***** Given data *****
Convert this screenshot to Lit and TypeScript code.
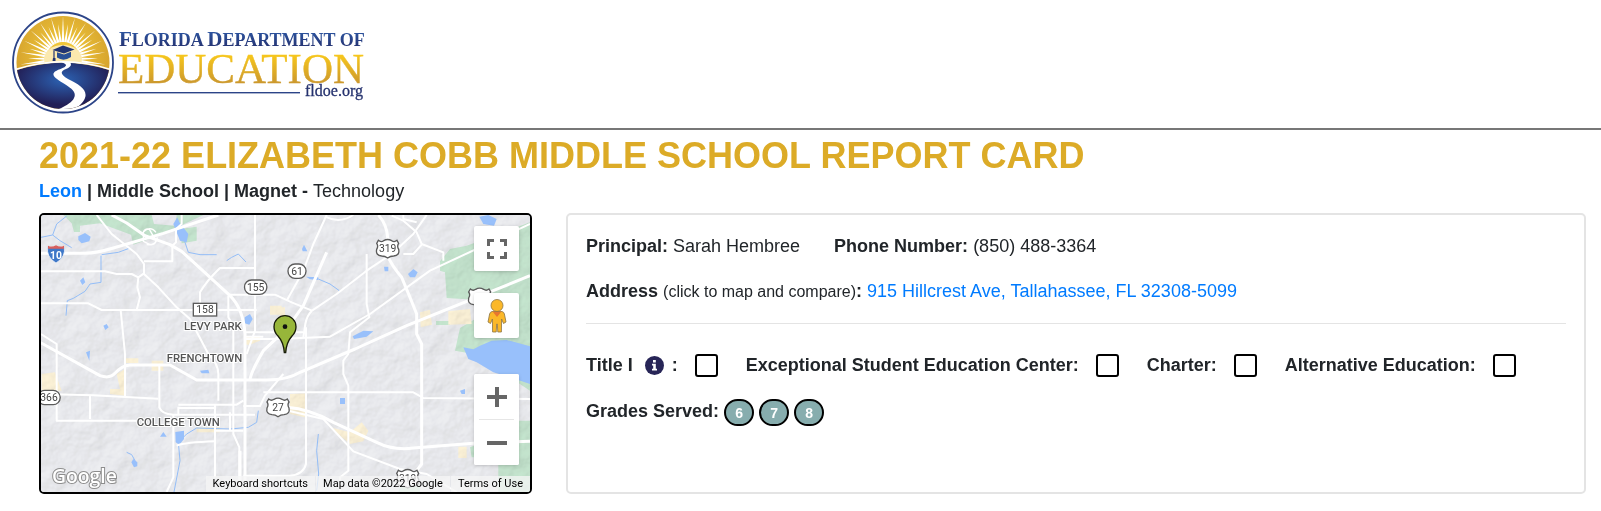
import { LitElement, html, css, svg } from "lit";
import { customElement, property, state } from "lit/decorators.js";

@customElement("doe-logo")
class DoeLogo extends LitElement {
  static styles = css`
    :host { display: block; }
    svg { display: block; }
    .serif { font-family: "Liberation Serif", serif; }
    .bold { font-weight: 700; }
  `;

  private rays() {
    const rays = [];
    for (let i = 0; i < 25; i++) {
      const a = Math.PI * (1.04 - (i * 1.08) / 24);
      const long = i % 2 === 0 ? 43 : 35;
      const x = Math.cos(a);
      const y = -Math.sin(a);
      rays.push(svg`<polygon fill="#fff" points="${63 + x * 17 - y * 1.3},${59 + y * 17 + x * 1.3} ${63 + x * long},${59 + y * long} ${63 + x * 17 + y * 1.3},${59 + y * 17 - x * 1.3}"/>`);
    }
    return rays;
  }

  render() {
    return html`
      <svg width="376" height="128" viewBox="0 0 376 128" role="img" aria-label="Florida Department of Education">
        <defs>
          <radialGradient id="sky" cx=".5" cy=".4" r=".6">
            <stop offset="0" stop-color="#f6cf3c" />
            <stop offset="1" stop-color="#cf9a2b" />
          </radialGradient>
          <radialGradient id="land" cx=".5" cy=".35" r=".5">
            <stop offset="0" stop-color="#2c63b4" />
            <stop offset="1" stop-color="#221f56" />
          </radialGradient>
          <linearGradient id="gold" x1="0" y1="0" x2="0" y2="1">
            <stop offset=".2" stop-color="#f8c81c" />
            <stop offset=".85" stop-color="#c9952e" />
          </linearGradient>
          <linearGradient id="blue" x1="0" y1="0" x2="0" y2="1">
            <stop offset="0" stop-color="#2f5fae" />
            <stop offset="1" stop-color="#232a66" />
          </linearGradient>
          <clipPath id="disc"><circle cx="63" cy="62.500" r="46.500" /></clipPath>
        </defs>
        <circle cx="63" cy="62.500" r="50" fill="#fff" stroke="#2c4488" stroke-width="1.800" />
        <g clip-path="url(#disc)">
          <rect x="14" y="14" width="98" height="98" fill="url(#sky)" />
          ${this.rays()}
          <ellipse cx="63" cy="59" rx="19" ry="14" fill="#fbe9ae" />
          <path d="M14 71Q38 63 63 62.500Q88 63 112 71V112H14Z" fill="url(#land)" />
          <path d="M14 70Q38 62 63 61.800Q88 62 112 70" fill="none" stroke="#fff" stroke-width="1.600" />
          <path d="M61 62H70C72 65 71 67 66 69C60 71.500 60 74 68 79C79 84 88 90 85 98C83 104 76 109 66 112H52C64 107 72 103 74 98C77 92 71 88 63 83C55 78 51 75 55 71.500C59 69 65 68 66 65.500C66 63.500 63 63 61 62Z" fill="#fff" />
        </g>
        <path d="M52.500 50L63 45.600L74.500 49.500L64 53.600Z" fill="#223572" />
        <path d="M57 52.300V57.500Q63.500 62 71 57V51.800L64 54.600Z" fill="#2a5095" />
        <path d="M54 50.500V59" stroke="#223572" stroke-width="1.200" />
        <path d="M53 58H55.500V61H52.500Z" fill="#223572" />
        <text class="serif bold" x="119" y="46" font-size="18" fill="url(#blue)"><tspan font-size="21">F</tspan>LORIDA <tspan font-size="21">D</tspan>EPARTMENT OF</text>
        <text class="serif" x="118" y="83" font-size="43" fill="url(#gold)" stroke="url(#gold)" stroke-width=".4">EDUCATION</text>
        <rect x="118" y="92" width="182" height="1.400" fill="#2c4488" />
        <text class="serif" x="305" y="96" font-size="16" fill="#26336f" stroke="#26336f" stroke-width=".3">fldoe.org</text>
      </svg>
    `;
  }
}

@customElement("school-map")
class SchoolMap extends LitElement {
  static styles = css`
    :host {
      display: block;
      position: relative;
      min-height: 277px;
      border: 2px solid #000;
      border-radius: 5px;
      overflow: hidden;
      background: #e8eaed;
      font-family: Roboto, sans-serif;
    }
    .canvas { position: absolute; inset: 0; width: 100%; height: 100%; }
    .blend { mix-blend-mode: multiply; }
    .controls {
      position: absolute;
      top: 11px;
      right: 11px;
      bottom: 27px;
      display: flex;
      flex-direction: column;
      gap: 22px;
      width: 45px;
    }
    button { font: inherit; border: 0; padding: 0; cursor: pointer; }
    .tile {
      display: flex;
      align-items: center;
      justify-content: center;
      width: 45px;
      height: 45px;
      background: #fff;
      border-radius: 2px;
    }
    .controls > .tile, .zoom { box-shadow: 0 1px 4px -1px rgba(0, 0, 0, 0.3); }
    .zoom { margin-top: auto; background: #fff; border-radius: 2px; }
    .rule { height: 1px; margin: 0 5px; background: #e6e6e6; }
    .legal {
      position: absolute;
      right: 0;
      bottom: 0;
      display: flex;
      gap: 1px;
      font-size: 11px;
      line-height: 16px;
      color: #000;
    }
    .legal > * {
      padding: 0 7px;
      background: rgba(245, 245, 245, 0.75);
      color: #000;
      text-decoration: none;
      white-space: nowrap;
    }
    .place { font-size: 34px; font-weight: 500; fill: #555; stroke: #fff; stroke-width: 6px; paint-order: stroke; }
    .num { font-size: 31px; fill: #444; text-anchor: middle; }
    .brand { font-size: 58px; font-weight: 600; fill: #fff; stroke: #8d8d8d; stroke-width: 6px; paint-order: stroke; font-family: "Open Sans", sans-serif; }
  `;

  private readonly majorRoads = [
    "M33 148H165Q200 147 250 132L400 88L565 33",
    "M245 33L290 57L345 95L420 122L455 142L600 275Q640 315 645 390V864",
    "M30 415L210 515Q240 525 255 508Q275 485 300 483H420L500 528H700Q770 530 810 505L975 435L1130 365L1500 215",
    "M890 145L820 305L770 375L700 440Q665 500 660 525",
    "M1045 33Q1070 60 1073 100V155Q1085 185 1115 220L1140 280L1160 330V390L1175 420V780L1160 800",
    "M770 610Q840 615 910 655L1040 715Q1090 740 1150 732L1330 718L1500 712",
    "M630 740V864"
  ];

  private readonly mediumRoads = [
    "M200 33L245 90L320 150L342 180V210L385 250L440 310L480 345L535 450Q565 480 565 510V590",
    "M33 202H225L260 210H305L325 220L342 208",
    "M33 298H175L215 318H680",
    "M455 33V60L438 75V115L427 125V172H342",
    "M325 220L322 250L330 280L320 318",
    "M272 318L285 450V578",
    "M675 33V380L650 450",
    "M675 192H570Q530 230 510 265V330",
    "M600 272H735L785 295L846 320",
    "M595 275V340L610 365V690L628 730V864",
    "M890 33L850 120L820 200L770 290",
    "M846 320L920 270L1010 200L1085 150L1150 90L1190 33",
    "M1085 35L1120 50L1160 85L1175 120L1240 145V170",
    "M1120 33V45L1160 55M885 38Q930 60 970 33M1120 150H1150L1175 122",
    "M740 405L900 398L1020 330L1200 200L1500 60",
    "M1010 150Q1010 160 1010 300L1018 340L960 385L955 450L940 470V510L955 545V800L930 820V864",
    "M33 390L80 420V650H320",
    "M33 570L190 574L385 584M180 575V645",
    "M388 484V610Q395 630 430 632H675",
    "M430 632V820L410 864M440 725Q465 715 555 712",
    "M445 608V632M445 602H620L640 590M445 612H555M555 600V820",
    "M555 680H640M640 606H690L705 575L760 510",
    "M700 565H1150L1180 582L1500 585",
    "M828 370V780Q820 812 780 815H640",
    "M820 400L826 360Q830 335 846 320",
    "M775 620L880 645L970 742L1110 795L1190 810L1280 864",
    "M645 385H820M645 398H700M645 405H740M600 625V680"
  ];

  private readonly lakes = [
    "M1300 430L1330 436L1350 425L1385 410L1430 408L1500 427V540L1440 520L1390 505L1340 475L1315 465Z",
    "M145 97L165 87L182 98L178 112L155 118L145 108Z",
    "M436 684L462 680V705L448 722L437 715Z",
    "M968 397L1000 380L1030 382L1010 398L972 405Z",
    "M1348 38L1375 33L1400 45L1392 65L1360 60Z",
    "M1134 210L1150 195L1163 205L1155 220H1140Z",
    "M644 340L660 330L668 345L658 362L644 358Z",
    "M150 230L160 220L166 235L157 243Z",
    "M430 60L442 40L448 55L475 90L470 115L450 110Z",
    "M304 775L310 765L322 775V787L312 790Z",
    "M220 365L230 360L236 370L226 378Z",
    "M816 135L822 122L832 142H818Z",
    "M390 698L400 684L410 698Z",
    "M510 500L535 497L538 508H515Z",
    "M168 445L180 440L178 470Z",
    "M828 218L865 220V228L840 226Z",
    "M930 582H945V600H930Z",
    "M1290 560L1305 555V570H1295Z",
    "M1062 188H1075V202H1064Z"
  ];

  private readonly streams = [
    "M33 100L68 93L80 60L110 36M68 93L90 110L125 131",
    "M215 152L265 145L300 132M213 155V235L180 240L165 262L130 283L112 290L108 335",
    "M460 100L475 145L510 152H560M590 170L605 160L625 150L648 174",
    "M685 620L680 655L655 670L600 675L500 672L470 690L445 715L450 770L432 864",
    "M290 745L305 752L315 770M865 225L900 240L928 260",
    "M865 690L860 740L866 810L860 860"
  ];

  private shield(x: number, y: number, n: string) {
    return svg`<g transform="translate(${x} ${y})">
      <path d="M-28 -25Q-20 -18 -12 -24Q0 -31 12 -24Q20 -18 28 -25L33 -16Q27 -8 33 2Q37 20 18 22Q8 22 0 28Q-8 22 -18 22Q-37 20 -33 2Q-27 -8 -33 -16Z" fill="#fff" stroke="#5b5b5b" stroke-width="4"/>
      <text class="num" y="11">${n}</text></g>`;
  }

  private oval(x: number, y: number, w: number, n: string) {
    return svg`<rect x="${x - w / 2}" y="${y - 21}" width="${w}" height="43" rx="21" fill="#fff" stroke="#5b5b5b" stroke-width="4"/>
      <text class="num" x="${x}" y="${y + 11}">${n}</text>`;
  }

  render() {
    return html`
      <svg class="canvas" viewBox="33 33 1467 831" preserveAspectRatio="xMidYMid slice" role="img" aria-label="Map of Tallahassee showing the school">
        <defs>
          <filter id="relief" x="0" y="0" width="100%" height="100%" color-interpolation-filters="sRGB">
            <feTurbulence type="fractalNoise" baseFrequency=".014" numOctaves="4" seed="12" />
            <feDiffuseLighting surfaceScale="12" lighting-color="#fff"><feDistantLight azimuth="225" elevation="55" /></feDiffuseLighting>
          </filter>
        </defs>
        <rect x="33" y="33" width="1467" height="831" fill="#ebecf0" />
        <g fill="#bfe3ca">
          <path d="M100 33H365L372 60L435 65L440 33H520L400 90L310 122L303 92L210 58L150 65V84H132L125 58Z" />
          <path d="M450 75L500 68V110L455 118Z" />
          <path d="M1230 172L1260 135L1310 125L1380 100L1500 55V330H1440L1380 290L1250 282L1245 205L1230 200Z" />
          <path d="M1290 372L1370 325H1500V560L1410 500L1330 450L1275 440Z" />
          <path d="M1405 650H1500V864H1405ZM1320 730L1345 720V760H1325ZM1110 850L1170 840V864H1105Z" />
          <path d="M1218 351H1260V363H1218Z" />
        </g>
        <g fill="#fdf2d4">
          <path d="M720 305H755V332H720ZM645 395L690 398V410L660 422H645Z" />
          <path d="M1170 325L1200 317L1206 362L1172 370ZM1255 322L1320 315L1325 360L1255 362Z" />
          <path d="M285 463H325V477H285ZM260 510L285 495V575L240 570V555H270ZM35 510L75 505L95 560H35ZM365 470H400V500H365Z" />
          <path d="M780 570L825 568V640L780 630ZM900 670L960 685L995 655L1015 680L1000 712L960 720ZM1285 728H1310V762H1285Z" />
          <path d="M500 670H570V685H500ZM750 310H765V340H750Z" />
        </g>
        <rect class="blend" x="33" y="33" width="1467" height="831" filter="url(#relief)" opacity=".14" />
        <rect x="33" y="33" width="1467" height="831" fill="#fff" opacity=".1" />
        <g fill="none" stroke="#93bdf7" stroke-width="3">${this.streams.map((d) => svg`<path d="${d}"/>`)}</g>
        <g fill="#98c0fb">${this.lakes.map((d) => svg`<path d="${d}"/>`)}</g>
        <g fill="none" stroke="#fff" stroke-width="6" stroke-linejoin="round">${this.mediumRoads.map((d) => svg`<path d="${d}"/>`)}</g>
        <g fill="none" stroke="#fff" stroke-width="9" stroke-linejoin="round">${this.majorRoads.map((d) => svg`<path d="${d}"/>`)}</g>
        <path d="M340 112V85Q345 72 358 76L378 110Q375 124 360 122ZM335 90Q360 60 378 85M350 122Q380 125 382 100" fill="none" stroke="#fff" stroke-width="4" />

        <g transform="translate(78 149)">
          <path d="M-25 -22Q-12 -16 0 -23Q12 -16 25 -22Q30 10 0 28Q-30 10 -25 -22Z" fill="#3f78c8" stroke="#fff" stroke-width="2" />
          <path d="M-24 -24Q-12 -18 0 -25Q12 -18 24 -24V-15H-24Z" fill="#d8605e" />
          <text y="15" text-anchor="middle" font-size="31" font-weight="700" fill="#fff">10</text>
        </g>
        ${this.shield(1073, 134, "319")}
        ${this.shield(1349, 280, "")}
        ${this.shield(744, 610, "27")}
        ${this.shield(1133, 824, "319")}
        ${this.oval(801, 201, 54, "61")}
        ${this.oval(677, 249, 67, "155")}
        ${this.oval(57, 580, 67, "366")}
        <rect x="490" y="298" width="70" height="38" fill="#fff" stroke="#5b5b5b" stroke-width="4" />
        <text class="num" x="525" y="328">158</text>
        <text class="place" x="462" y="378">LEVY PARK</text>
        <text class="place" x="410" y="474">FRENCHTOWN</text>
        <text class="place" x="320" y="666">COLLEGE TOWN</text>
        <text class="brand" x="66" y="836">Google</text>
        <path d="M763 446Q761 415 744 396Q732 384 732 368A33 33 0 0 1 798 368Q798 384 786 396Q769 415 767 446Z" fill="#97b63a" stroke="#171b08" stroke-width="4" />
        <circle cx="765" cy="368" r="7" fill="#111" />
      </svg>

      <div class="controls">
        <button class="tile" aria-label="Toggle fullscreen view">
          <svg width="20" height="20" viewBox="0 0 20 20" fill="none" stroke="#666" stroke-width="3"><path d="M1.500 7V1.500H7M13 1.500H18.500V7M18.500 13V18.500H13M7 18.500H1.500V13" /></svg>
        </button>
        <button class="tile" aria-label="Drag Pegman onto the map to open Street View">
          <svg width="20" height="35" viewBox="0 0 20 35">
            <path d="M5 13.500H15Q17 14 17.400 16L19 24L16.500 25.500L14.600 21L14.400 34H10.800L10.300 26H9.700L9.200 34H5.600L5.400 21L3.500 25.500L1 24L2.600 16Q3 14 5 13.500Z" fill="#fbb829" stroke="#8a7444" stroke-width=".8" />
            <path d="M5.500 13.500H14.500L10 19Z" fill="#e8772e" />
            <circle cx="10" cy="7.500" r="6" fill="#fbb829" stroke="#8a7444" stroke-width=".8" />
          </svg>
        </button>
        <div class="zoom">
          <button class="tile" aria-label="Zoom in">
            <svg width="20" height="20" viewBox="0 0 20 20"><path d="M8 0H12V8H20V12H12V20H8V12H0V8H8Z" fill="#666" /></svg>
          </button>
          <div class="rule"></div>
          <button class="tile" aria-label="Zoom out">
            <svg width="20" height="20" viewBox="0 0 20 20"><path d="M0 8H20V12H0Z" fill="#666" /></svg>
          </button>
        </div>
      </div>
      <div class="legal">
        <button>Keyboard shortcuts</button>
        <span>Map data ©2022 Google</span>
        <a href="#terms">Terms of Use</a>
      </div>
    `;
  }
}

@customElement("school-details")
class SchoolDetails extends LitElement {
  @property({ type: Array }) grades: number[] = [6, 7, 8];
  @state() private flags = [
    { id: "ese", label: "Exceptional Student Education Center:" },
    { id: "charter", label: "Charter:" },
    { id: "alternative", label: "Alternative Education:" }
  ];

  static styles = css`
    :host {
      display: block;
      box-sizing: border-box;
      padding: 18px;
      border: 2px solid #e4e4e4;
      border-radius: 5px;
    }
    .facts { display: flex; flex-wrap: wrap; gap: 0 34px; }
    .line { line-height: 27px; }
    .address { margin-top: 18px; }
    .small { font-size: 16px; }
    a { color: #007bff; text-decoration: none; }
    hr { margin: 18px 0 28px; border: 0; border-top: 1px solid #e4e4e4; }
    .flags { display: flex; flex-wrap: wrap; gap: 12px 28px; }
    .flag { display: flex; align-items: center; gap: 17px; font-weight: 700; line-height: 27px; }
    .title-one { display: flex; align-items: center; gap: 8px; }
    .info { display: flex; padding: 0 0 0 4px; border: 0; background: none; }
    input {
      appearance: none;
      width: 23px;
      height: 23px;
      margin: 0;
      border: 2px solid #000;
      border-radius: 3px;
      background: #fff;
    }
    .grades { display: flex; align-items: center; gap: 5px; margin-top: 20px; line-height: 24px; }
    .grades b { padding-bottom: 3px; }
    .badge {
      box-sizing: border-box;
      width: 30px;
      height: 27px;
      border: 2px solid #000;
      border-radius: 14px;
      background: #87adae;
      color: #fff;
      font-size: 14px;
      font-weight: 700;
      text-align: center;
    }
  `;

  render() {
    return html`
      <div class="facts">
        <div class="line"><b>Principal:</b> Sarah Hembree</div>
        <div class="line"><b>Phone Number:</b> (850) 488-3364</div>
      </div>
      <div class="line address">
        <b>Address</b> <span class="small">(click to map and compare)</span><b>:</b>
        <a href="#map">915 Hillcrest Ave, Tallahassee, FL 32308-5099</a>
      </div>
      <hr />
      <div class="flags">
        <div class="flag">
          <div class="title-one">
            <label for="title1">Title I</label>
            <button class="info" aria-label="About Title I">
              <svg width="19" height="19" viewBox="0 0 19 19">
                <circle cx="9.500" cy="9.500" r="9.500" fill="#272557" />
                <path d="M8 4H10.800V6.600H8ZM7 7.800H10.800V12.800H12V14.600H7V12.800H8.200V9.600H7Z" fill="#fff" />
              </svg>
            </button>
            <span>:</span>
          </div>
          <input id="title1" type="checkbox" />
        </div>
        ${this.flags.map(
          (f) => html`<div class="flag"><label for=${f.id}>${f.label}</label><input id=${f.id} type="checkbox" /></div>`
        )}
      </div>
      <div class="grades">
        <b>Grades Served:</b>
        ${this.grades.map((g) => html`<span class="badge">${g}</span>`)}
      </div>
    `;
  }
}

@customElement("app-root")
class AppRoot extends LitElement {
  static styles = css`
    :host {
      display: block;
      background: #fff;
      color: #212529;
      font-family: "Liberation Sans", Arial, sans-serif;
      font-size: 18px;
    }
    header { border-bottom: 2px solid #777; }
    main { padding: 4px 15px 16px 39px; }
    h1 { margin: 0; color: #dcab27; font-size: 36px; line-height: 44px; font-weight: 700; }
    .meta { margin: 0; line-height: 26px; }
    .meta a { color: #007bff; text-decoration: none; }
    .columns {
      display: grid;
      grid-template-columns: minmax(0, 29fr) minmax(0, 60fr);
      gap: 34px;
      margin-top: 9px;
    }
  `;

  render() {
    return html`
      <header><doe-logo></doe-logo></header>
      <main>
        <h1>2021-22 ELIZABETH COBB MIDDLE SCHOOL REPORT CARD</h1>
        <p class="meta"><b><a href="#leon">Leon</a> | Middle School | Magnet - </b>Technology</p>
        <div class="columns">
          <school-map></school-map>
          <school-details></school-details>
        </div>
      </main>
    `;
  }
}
*****
Aim of the task: The lines from the top of the data above through the one holding "customElement, property, state" are to be repeated exactly, and only those, with no pictures.

Response to the exercise:
Convert this screenshot to Lit and TypeScript code.
import { LitElement, html, css, svg } from "lit";
import { customElement, property, state } from "lit/decorators.js";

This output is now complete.